4°/ que toute partie a droit à la preuve ; qu'il n'est pas déloyal, pour une partie, de se préconstituer une preuve afin d'intenter une action en justice ; qu'en retenant, pour déclarer irrecevable la preuve déduite de l'échange de courriels des 8 et 9 mai 2022 dont résultait la violation, par l'employeur, de son obligation de conservation sous scellés de la liste d'émargement, condition de la confidentialité du scrutin, "que la seule conséquence qui a été tirée de cette transmission n'apparaît être qu'une action en justice", le tribunal a violé derechef les textes susvisés. »


Réponse de la Cour

5. Il résulte de la jurisprudence établie de la Cour de cassation (Soc., 23 mars 2022, pourvoi n° 20-20.047, publié) que, selon le premier alinéa de l'article R. 2314-16 du code du travail, la liste d'émargement n'est accessible qu'aux membres du bureau de vote et à des fins de contrôle de déroulement du scrutin, qu'aux termes de l'article R. 2314-17 de ce code, l'employeur ou le prestataire qu'il a retenu conserve sous scellés, jusqu'à l'expiration du délai de recours et, lorsqu'une action contentieuse a été engagée, jusqu'à la décision juridictionnelle devenue définitive, les fichiers supports comprenant la copie des programmes sources et des programmes exécutables, les matériels de vote, les fichiers d'émargement, de résultats et de sauvegarde, après la clôture du scrutin, et qu'il appartient aux parties intéressées de demander au juge, en cas de contestation des élections, que les listes d'émargement soient tenues à sa disposition.

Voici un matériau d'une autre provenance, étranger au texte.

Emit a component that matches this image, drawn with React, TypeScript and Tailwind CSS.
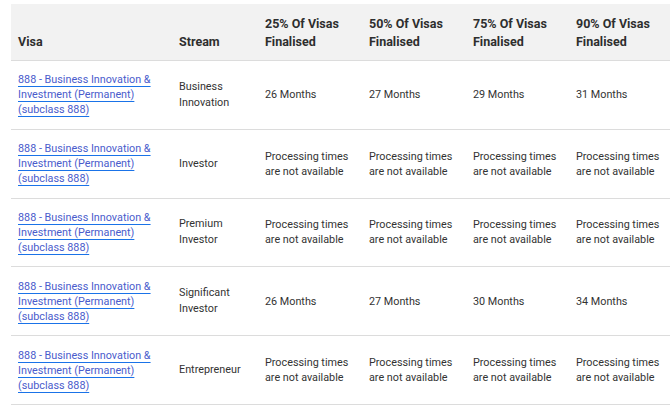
type Row = {
  stream: string[];
  values: (string | null)[];
};

const rows: Row[] = [
  { stream: ["Business", "Innovation"], values: ["26 Months", "27 Months", "29 Months", "31 Months"] },
  { stream: ["Investor"], values: [null, null, null, null] },
  { stream: ["Premium", "Investor"], values: [null, null, null, null] },
  { stream: ["Significant", "Investor"], values: ["26 Months", "27 Months", "30 Months", "34 Months"] },
  { stream: ["Entrepreneur"], values: [null, null, null, null] },
];

const percents = ["25%", "50%", "75%", "90%"];

function VisaLink() {
  return (
    <a
      href="#"
      className="text-[#4a5ccc] underline decoration-[#1a73e8] decoration-1 underline-offset-[3px]"
    >
      888 - Business Innovation &amp;
      <br />
      Investment (Permanent)
      <br />
      (subclass 888)
    </a>
  );
}

export default function App() {
  return (
    <div className="min-h-screen bg-white pt-1 pl-[11px] font-['Roboto','Liberation_Sans',sans-serif] text-[#333]">
      <table className="w-[659px] table-fixed border-collapse">
        <colgroup>
          <col className="w-[161px]" />
          <col className="w-[86px]" />
          <col className="w-[104px]" />
          <col className="w-[104px]" />
          <col className="w-[103px]" />
          <col className="w-[101px]" />
        </colgroup>
        <thead>
          <tr className="border-b border-[#dcdcdc] bg-[#f2f2f2] text-left align-bottom text-[12.5px] font-bold leading-[18px] text-[#2e2e2e]">
            <th className="pt-[10.5px] pb-[9.5px] pl-[7px] font-bold">Visa</th>
            <th className="pt-[10.5px] pb-[9.5px] pl-[7px] font-bold">Stream</th>
            {percents.map((p) => (
              <th key={p} className="pt-[10.5px] pb-[9.5px] pl-[7px] font-bold">
                {p} Of Visas
                <br />
                Finalised
              </th>
            ))}
          </tr>
        </thead>
        <tbody>
          {rows.map((row, i) => (
            <tr key={i} className="border-b border-[#dcdcdc] align-middle text-[10.8px] leading-[15px]">
              <td className="py-[11.4px] pl-[7px]">
                <VisaLink />
              </td>
              <td className="py-[11.4px] pl-[7px] leading-[16px]">
                {row.stream.map((s, j) => (
                  <div key={j}>{s}</div>
                ))}
              </td>
              {row.values.map((v, j) => (
                <td key={j} className="py-[11.4px] pl-[7px]">
                  {v ?? (
                    <>
                      Processing times
                      <br />
                      are not available
                    </>
                  )}
                </td>
              ))}
            </tr>
          ))}
        </tbody>
      </table>
    </div>
  );
}
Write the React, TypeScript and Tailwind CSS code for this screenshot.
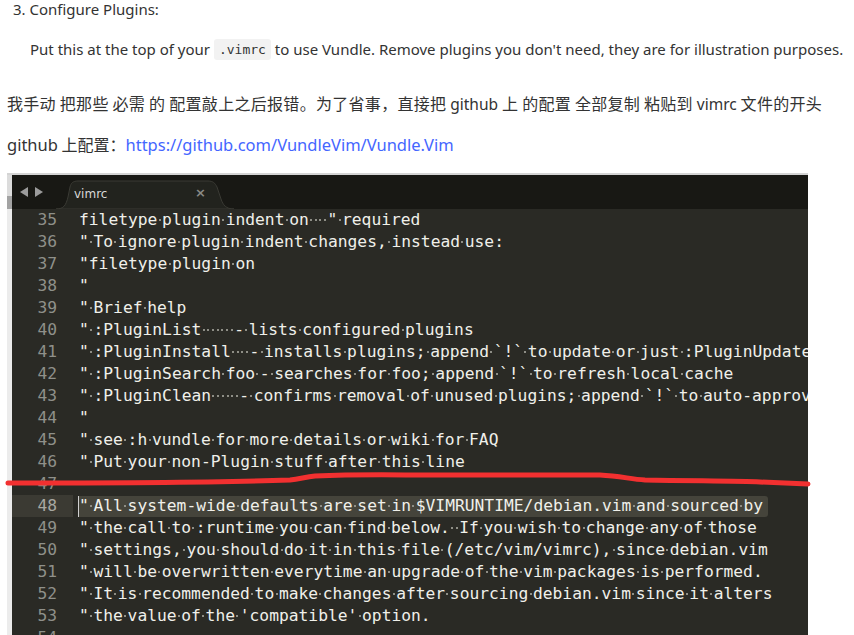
import React from "react";

const code: [number, string][] = [
  [35, 'filetype plugin indent on    " required'],
  [36, '" To ignore plugin indent changes, instead use:'],
  [37, '"filetype plugin on'],
  [38, '"'],
  [39, '" Brief help'],
  [40, '" :PluginList       - lists configured plugins'],
  [41, '" :PluginInstall    - installs plugins; append `!` to update or just :PluginUpdate'],
  [42, '" :PluginSearch foo - searches for foo; append `!` to refresh local cache'],
  [43, '" :PluginClean      - confirms removal of unused plugins; append `!` to auto-approve removal'],
  [44, '"'],
  [45, '" see :h vundle for more details or wiki for FAQ'],
  [46, '" Put your non-Plugin stuff after this line'],
  [47, ''],
  [48, '" All system-wide defaults are set in $VIMRUNTIME/debian.vim and sourced by'],
  [49, '" the call to :runtime you can find below.  If you wish to change any of those'],
  [50, '" settings, you should do it in this file (/etc/vim/vimrc), since debian.vim'],
  [51, '" will be overwritten everytime an upgrade of the vim packages is performed.'],
  [52, '" It is recommended to make changes after sourcing debian.vim since it alters'],
  [53, "\" the value of the 'compatible' option."],
  [54, ''],
];

function Ws({ text }: { text: string }) {
  const parts = text.split(/( +)/);
  return (
    <>
      {parts.map((p, i) =>
        p.startsWith(" ") ? (
          <React.Fragment key={i}>
            {Array.from({ length: p.length }).map((_, j) => (
              <span key={j} className="inline-block w-[4.7px] align-middle">
                <span className="block mx-auto w-[2px] h-[2px] bg-[#8e8e86]" />
              </span>
            ))}
          </React.Fragment>
        ) : (
          <span key={i}>{p}</span>
        )
      )}
    </>
  );
}

const latin = { fontFamily: '"Noto Sans", sans-serif' };

export default function App() {
  return (
    <div
      className="relative w-[854px] h-[635px] overflow-hidden bg-white text-[#333]"
      style={{ fontFamily: '"Noto Sans", "Noto Sans CJK SC", sans-serif' }}
    >
      <div className="pl-[13px] h-[18px] text-[15px] leading-[18px] whitespace-nowrap">3. Configure Plugins:</div>
      <div className="mt-[21px] h-[21px] pl-[30px] text-[15px] leading-[21px] whitespace-nowrap">
        Put this at the top of your{" "}
        <code
          className="inline-block align-top rounded-[3px] bg-[#f2f2f2] px-[5px] text-[13px] leading-[21px] text-[#333]"
          style={{ fontFamily: '"DejaVu Sans Mono", monospace' }}
        >
          .vimrc
        </code>{" "}
        to use Vundle. Remove plugins you don't need, they are for illustration purposes.
      </div>
      <div
        className="mt-[33px] h-[20px] pl-[7px] text-[16px] leading-[20px] whitespace-nowrap tracking-[0.3px]"
        style={{ fontFamily: '"Noto Sans CJK SC", sans-serif' }}
      >
        我手动 把那些 必需 的 配置敲上之后报错。为了省事，直接把{" "}
        <span className="text-[15.5px] leading-[20px] tracking-normal" style={latin}>github</span> 上 的配置 全部复制 粘贴到{" "}
        <span className="text-[15.5px] leading-[20px] tracking-normal" style={latin}>vimrc</span> 文件的开头
      </div>
      <div
        className="mt-[21px] h-[20px] pl-[7px] text-[16px] leading-[20px] whitespace-nowrap"
        style={{ fontFamily: '"Noto Sans CJK SC", sans-serif' }}
      >
        <span className="text-[16.5px] leading-[20px]" style={latin}>github</span> 上配置：
        <span className="text-[16.5px] leading-[20px] text-[#4466ff]" style={latin}>
          https://github.com/VundleVim/Vundle.Vim
        </span>
      </div>

      {/* editor screenshot */}
      <div className="mt-[19px] ml-[7px] w-[801px] border-t-2 border-[#d4d4d4] flex">
        <div className="w-[5px] flex flex-col">
          <div className="h-[21px] bg-[#dcdcdc]" />
          <div className="h-[13px] bg-[#a3a3a3]" />
          <div className="h-[600px] bg-[#ececec]" />
        </div>
        <div className="w-[796px] overflow-hidden">
          <div className="relative h-[34px] bg-[#181814]">
            <div className="absolute left-[8px] top-[12px] flex gap-[5px] text-[#9c9c9c]">
              <svg width="9" height="10" viewBox="0 0 9 10">
                <path d="M8 0 L0 5 L8 10 Z" fill="currentColor" />
              </svg>
              <svg width="9" height="10" viewBox="0 0 9 10">
                <path d="M1 0 L9 5 L1 10 Z" fill="currentColor" />
              </svg>
            </div>
            <svg className="absolute left-0 top-0" width="240" height="34" viewBox="0 0 240 34">
              <path
                d="M44 34 C52 34 54 30 56 22 L58 12 C59 8 61 6 66 6 L196 6 C201 6 203 8 205 12 L209 24 C211 30 214 34 222 34 Z"
                fill="#22231e"
                stroke="#3a3a34"
                strokeWidth="1"
              />
            </svg>
            <div
              className="absolute left-[62px] top-[11px] text-[12px] leading-[16px] text-[#d8d8d8]"
              style={{ fontFamily: '"DejaVu Sans", sans-serif' }}
            >
              vimrc
            </div>
            <div
              className="absolute left-[183px] top-[10px] text-[13px] leading-[16px] font-bold text-[#8a8a86]"
              style={{ fontFamily: '"DejaVu Sans", sans-serif' }}
            >
              ×
            </div>
          </div>
          <div
            className="bg-[#2a2a25] text-[16.3px] text-[#f0f0ea]"
            style={{ fontFamily: '"DejaVu Sans Mono", monospace' }}
          >
            {code.map(([n, t]) => {
              const active = n === 48;
              return (
                <div key={n} className="flex h-[22px] items-center whitespace-nowrap">
                  <div
                    className={`w-[61px] shrink-0 h-full flex items-center justify-end pr-[16px] ${
                      active ? "bg-[#3b3a33] text-[#a8a8a2]" : "text-[#8f908a]"
                    }`}
                  >
                    {n}
                  </div>
                  {active ? (
                    <div className="pl-[5px] h-full flex items-center">
                      <span className="h-[21px] flex items-center border-l border-[#d0d0d0] bg-[#45443b] rounded-r-[3px] pr-[5px]">
                        <Ws text={t} />
                      </span>
                    </div>
                  ) : (
                    <div className="pl-[6px]">
                      <Ws text={t} />
                    </div>
                  )}
                </div>
              );
            })}
          </div>
        </div>
      </div>

      {/* hand-drawn red underline */}
      <svg className="absolute left-0 top-0 pointer-events-none" width="854" height="635" viewBox="0 0 854 635">
        <path
          d="M8 483 C120 483 230 482 290 480 C300 479 305 477 315 476 C360 474 400 475 424 475 L600 475 C620 476 630 479 645 480 C700 481 740 481 760 482 L808 484"
          fill="none"
          stroke="#f23030"
          strokeWidth="5"
          strokeLinecap="round"
        />
      </svg>
    </div>
  );
}
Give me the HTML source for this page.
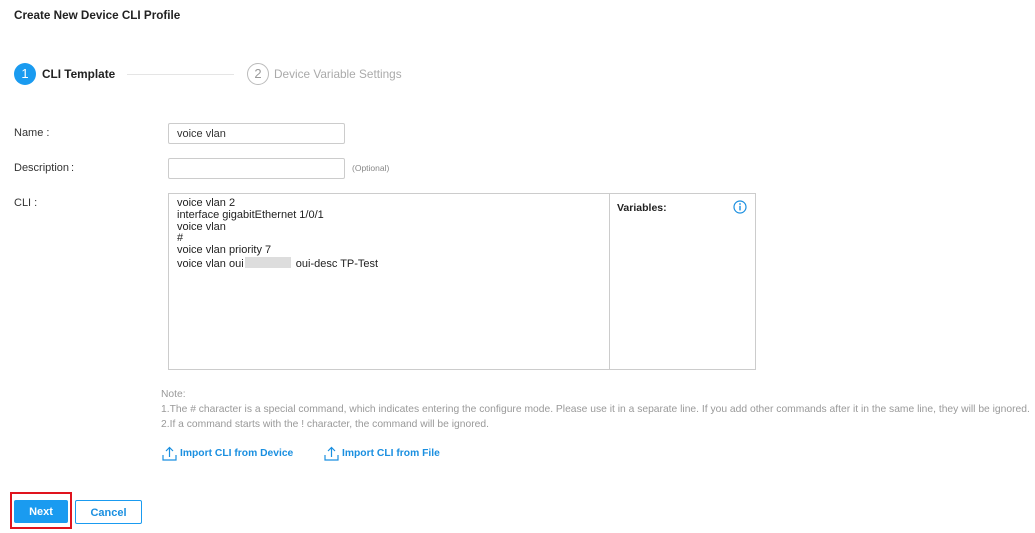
<!DOCTYPE html>
<html><head><style>
body{margin:0;width:1035px;height:533px;background:#fff;font-family:"Liberation Sans",sans-serif;position:relative;overflow:hidden;color:#333}
.a{position:absolute;white-space:nowrap}
.inp{position:absolute;border:1px solid #ccc;border-radius:2px;box-sizing:border-box;font-size:11px;padding:4px 8px;color:#333}
.lbl{font-size:11px;color:#333}
.note{font-size:10.3px;color:#999}
.lnk{font-size:10.3px;font-weight:bold;color:#1a8fe0}
</style></head><body>
<div class="a" style="left:14px;top:9px;font-size:11.7px;font-weight:bold;color:#222">Create New Device CLI Profile</div>
<div class="a" style="left:14px;top:63px;width:22px;height:22px;border-radius:50%;background:#1a9bf0;color:#fff;font-size:13px;text-align:center;line-height:22px">1</div>
<div class="a" style="left:42px;top:67px;font-size:11.8px;font-weight:bold;color:#222">CLI Template</div>
<div class="a" style="left:127px;top:74px;width:107px;height:1px;background:#e5e5e5"></div>
<div class="a" style="left:247px;top:63px;width:20px;height:20px;border-radius:50%;border:1px solid #bbb;color:#999;font-size:13px;text-align:center;line-height:20px">2</div>
<div class="a" style="left:274px;top:67px;font-size:11.8px;color:#aaa">Device Variable Settings</div>

<div class="a lbl" style="left:14px;top:127px">Name<span style="margin-left:3px">:</span></div>
<div class="inp" style="left:168px;top:123px;width:177px;height:21px">voice vlan</div>
<div class="a lbl" style="left:14px;top:162px">Description<span style="margin-left:2px">:</span></div>
<div class="inp" style="left:168px;top:158px;width:177px;height:21px"></div>
<div class="a" style="left:352px;top:163px;font-size:8.5px;color:#888">(Optional)</div>
<div class="a lbl" style="left:14px;top:197px">CLI<span style="margin-left:3px">:</span></div>
<div class="a" style="left:168px;top:193px;width:586px;height:175px;border:1px solid #ccc"></div>
<div class="a" style="left:609px;top:194px;width:1px;height:175px;background:#ccc"></div>
<div class="a" style="left:177px;top:198px;font-size:11px;line-height:11.8px;color:#222">voice vlan 2<br>interface gigabitEthernet 1/0/1<br>voice vlan<br>#<br>voice vlan priority 7<br>voice vlan oui <span style="display:inline-block;width:46px;height:11px;background:#ddd;vertical-align:-1px;margin:0 2px 0 -2px"></span> oui-desc TP-Test</div>
<div class="a" style="left:617px;top:202px;font-size:10.5px;font-weight:bold;color:#222">Variables:</div>
<svg class="a" style="left:733px;top:200px" width="14" height="14" viewBox="0 0 14 14"><circle cx="7" cy="7" r="6" fill="none" stroke="#1a8fe0" stroke-width="1.2"/><circle cx="7" cy="4" r=".9" fill="#1a8fe0"/><rect x="6.3" y="5.8" width="1.4" height="4.6" fill="#1a8fe0"/></svg>

<div class="a note" style="left:161px;top:389px">Note:</div>
<div class="a note" style="left:161px;top:404px">1.The # character is a special command, which indicates entering the configure mode. Please use it in a separate line. If you add other commands after it in the same line, they will be ignored.</div>
<div class="a note" style="left:161px;top:419px">2.If a command starts with the ! character, the command will be ignored.</div>

<svg class="a" style="left:162px;top:446px" width="15" height="15" viewBox="0 0 15 15" fill="none" stroke="#1a8fe0" stroke-width="1.2"><path d="M1 9v5h13V9M7.5 11V2M4 5l3.5-3.5L11 5"/></svg>
<div class="a lnk" style="left:180px;top:448px">Import CLI from Device</div>
<svg class="a" style="left:324px;top:446px" width="15" height="15" viewBox="0 0 15 15" fill="none" stroke="#1a8fe0" stroke-width="1.2"><path d="M1 9v5h13V9M7.5 11V2M4 5l3.5-3.5L11 5"/></svg>
<div class="a lnk" style="left:342px;top:448px">Import CLI from File</div>

<div class="a" style="left:10px;top:492px;width:58px;height:33px;border:2px solid #e0141e"></div>
<div class="a" style="left:14px;top:500px;width:54px;height:23px;background:#1a9bf0;border-radius:2px;color:#fff;font-size:11px;font-weight:bold;text-align:center;line-height:25px">Next</div>
<div class="a" style="left:75px;top:500px;width:65px;height:22px;border:1px solid #1a9bf0;border-radius:2px;color:#1a8fe0;font-size:11px;font-weight:bold;text-align:center;line-height:24px">Cancel</div>
</body></html>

6. L'irrégularité résultant de la transmission directe par l'employeur, après la clôture du scrutin, de la liste d'émargement à la demande d'une partie intéressée n'est pas susceptible d'entraîner en elle-même l'annulation des élections.

7. Ayant constaté que les élections s'étaient déroulées par vote électronique du 3 au 6 mai 2022 et que, le 10 mai suivant, l'employeur avait transmis directement la liste d'émargement à la déléguée syndicale CGT à la demande de celle-ci, le tribunal a débouté à bon droit l'intéressée et le syndicat de leur demande d'annulation des élections fondée sur cette transmission irrégulière intervenue postérieurement à la clôture du scrutin.

8. Par ce motif de pur droit, substitué à ceux critiqués, dans les conditions prévues par les articles 620, alinéa 1er, et 1015 du code de procédure civile, le jugement se trouve légalement justifié.

PAR CES MOTIFS, la Cour :

REJETTE le pourvoi ;

En application de l'article 700 du code de procédure civile, rejette les demandes ;

Ainsi fait et jugé par la Cour de cassation, chambre sociale, et prononcé par le président en son audience publique du vingt septembre deux mille vingt-trois.